* _Exercise_
Your task is to repeat all of the data exactly while excluding the pictures.

● ● ● ●

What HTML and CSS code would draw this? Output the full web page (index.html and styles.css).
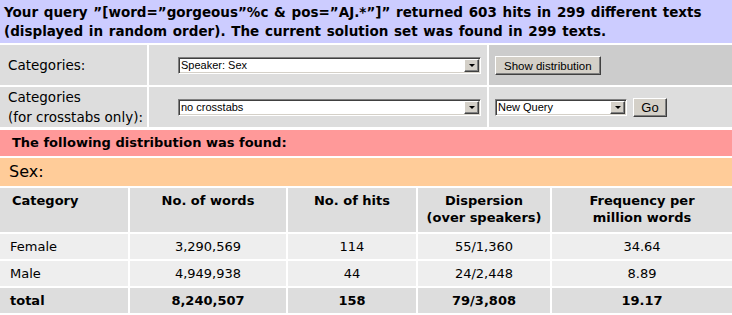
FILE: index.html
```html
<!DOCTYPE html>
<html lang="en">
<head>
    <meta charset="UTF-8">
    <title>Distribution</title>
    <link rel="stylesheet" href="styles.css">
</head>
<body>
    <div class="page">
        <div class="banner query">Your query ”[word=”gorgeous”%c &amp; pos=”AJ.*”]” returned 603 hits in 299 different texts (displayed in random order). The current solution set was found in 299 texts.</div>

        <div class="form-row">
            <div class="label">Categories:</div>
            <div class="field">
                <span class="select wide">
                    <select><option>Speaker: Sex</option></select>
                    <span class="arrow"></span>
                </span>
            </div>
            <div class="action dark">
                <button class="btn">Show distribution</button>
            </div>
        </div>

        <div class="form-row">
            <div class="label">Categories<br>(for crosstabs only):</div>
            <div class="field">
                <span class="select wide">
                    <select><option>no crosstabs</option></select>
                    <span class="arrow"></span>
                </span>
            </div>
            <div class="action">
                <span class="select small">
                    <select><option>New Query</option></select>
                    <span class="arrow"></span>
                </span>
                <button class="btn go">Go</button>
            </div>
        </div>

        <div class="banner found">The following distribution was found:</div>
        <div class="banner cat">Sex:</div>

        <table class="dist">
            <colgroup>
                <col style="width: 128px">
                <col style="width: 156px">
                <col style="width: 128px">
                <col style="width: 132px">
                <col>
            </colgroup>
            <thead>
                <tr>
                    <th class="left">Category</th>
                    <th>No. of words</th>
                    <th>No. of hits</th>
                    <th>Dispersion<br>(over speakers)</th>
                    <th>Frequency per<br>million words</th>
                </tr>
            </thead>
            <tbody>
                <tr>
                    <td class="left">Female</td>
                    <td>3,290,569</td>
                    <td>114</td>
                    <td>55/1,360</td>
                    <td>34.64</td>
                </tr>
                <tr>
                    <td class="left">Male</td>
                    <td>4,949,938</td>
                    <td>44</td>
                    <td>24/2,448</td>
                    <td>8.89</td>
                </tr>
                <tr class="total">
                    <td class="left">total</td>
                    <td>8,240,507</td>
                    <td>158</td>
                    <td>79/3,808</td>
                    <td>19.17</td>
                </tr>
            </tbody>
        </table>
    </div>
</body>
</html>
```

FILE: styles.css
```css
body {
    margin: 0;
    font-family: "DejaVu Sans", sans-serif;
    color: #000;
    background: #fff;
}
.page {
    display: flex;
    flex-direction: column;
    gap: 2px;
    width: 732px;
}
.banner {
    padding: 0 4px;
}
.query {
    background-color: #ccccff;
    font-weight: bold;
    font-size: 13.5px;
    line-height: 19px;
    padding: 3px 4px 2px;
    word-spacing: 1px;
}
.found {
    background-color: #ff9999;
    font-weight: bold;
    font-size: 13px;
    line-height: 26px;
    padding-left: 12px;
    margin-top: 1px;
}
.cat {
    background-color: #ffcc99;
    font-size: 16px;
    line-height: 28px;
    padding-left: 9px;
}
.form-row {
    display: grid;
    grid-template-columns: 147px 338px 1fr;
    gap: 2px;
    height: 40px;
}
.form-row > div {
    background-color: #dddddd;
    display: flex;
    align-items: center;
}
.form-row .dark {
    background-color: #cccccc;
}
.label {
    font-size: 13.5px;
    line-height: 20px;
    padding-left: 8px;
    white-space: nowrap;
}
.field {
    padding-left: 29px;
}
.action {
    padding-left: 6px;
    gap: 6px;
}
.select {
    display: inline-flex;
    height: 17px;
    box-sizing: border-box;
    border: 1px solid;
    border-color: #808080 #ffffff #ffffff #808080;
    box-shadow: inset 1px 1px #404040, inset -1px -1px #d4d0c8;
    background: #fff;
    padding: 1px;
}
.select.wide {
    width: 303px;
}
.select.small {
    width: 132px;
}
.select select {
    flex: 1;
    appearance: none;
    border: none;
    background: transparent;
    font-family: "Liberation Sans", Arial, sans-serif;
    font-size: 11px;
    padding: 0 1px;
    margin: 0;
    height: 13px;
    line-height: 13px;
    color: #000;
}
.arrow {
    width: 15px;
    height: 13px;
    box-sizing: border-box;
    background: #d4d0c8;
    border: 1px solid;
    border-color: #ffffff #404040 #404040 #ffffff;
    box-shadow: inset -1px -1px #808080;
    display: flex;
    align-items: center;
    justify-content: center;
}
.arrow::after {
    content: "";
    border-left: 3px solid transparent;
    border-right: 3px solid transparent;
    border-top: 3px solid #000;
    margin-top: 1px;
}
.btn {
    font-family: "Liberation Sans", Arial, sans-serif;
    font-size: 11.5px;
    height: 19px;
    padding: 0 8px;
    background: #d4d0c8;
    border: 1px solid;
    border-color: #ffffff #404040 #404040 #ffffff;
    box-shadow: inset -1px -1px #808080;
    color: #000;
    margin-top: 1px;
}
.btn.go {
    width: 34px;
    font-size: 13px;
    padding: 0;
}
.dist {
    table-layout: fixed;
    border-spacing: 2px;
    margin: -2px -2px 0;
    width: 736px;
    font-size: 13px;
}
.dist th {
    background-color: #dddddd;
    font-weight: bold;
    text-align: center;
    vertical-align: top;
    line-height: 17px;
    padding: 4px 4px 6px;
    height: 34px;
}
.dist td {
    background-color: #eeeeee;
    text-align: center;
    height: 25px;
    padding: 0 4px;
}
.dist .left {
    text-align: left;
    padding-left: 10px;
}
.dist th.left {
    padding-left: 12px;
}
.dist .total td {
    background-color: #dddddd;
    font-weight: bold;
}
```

● ● ● ●

* _Result_
What HTML and CSS code would draw this? Output the full web page (index.html and styles.css).
FILE: index.html
```html
<!DOCTYPE html>
<html lang="en">
<head>
    <meta charset="UTF-8">
    <title>Distribution</title>
    <link rel="stylesheet" href="styles.css">
</head>
<body>
    <div class="page">
        <div class="banner query">Your query ”[word=”gorgeous”%c &amp; pos=”AJ.*”]” returned 603 hits in 299 different texts (displayed in random order). The current solution set was found in 299 texts.</div>

        <div class="form-row">
            <div class="label">Categories:</div>
            <div class="field">
                <span class="select wide">
                    <select><option>Speaker: Sex</option></select>
                    <span class="arrow"></span>
                </span>
            </div>
            <div class="action dark">
                <button class="btn">Show distribution</button>
            </div>
        </div>

        <div class="form-row">
            <div class="label">Categories<br>(for crosstabs only):</div>
            <div class="field">
                <span class="select wide">
                    <select><option>no crosstabs</option></select>
                    <span class="arrow"></span>
                </span>
            </div>
            <div class="action">
                <span class="select small">
                    <select><option>New Query</option></select>
                    <span class="arrow"></span>
                </span>
                <button class="btn go">Go</button>
            </div>
        </div>

        <div class="banner found">The following distribution was found:</div>
        <div class="banner cat">Sex:</div>

        <table class="dist">
            <colgroup>
                <col style="width: 128px">
                <col style="width: 156px">
                <col style="width: 128px">
                <col style="width: 132px">
                <col>
            </colgroup>
            <thead>
                <tr>
                    <th class="left">Category</th>
                    <th>No. of words</th>
                    <th>No. of hits</th>
                    <th>Dispersion<br>(over speakers)</th>
                    <th>Frequency per<br>million words</th>
                </tr>
            </thead>
            <tbody>
                <tr>
                    <td class="left">Female</td>
                    <td>3,290,569</td>
                    <td>114</td>
                    <td>55/1,360</td>
                    <td>34.64</td>
                </tr>
                <tr>
                    <td class="left">Male</td>
                    <td>4,949,938</td>
                    <td>44</td>
                    <td>24/2,448</td>
                    <td>8.89</td>
                </tr>
                <tr class="total">
                    <td class="left">total</td>
                    <td>8,240,507</td>
                    <td>158</td>
                    <td>79/3,808</td>
                    <td>19.17</td>
                </tr>
            </tbody>
        </table>
    </div>
</body>
</html>
```

FILE: styles.css
```css
body {
    margin: 0;
    font-family: "DejaVu Sans", sans-serif;
    color: #000;
    background: #fff;
}
.page {
    display: flex;
    flex-direction: column;
    gap: 2px;
    width: 732px;
}
.banner {
    padding: 0 4px;
}
.query {
    background-color: #ccccff;
    font-weight: bold;
    font-size: 13.5px;
    line-height: 19px;
    padding: 3px 4px 2px;
    word-spacing: 1px;
}
.found {
    background-color: #ff9999;
    font-weight: bold;
    font-size: 13px;
    line-height: 26px;
    padding-left: 12px;
    margin-top: 1px;
}
.cat {
    background-color: #ffcc99;
    font-size: 16px;
    line-height: 28px;
    padding-left: 9px;
}
.form-row {
    display: grid;
    grid-template-columns: 147px 338px 1fr;
    gap: 2px;
    height: 40px;
}
.form-row > div {
    background-color: #dddddd;
    display: flex;
    align-items: center;
}
.form-row .dark {
    background-color: #cccccc;
}
.label {
    font-size: 13.5px;
    line-height: 20px;
    padding-left: 8px;
    white-space: nowrap;
}
.field {
    padding-left: 29px;
}
.action {
    padding-left: 6px;
    gap: 6px;
}
.select {
    display: inline-flex;
    height: 17px;
    box-sizing: border-box;
    border: 1px solid;
    border-color: #808080 #ffffff #ffffff #808080;
    box-shadow: inset 1px 1px #404040, inset -1px -1px #d4d0c8;
    background: #fff;
    padding: 1px;
}
.select.wide {
    width: 303px;
}
.select.small {
    width: 132px;
}
.select select {
    flex: 1;
    appearance: none;
    border: none;
    background: transparent;
    font-family: "Liberation Sans", Arial, sans-serif;
    font-size: 11px;
    padding: 0 1px;
    margin: 0;
    height: 13px;
    line-height: 13px;
    color: #000;
}
.arrow {
    width: 15px;
    height: 13px;
    box-sizing: border-box;
    background: #d4d0c8;
    border: 1px solid;
    border-color: #ffffff #404040 #404040 #ffffff;
    box-shadow: inset -1px -1px #808080;
    display: flex;
    align-items: center;
    justify-content: center;
}
.arrow::after {
    content: "";
    border-left: 3px solid transparent;
    border-right: 3px solid transparent;
    border-top: 3px solid #000;
    margin-top: 1px;
}
.btn {
    font-family: "Liberation Sans", Arial, sans-serif;
    font-size: 11.5px;
    height: 19px;
    padding: 0 8px;
    background: #d4d0c8;
    border: 1px solid;
    border-color: #ffffff #404040 #404040 #ffffff;
    box-shadow: inset -1px -1px #808080;
    color: #000;
    margin-top: 1px;
}
.btn.go {
    width: 34px;
    font-size: 13px;
    padding: 0;
}
.dist {
    table-layout: fixed;
    border-spacing: 2px;
    margin: -2px -2px 0;
    width: 736px;
    font-size: 13px;
}
.dist th {
    background-color: #dddddd;
    font-weight: bold;
    text-align: center;
    vertical-align: top;
    line-height: 17px;
    padding: 4px 4px 6px;
    height: 34px;
}
.dist td {
    background-color: #eeeeee;
    text-align: center;
    height: 25px;
    padding: 0 4px;
}
.dist .left {
    text-align: left;
    padding-left: 10px;
}
.dist th.left {
    padding-left: 12px;
}
.dist .total td {
    background-color: #dddddd;
    font-weight: bold;
}
```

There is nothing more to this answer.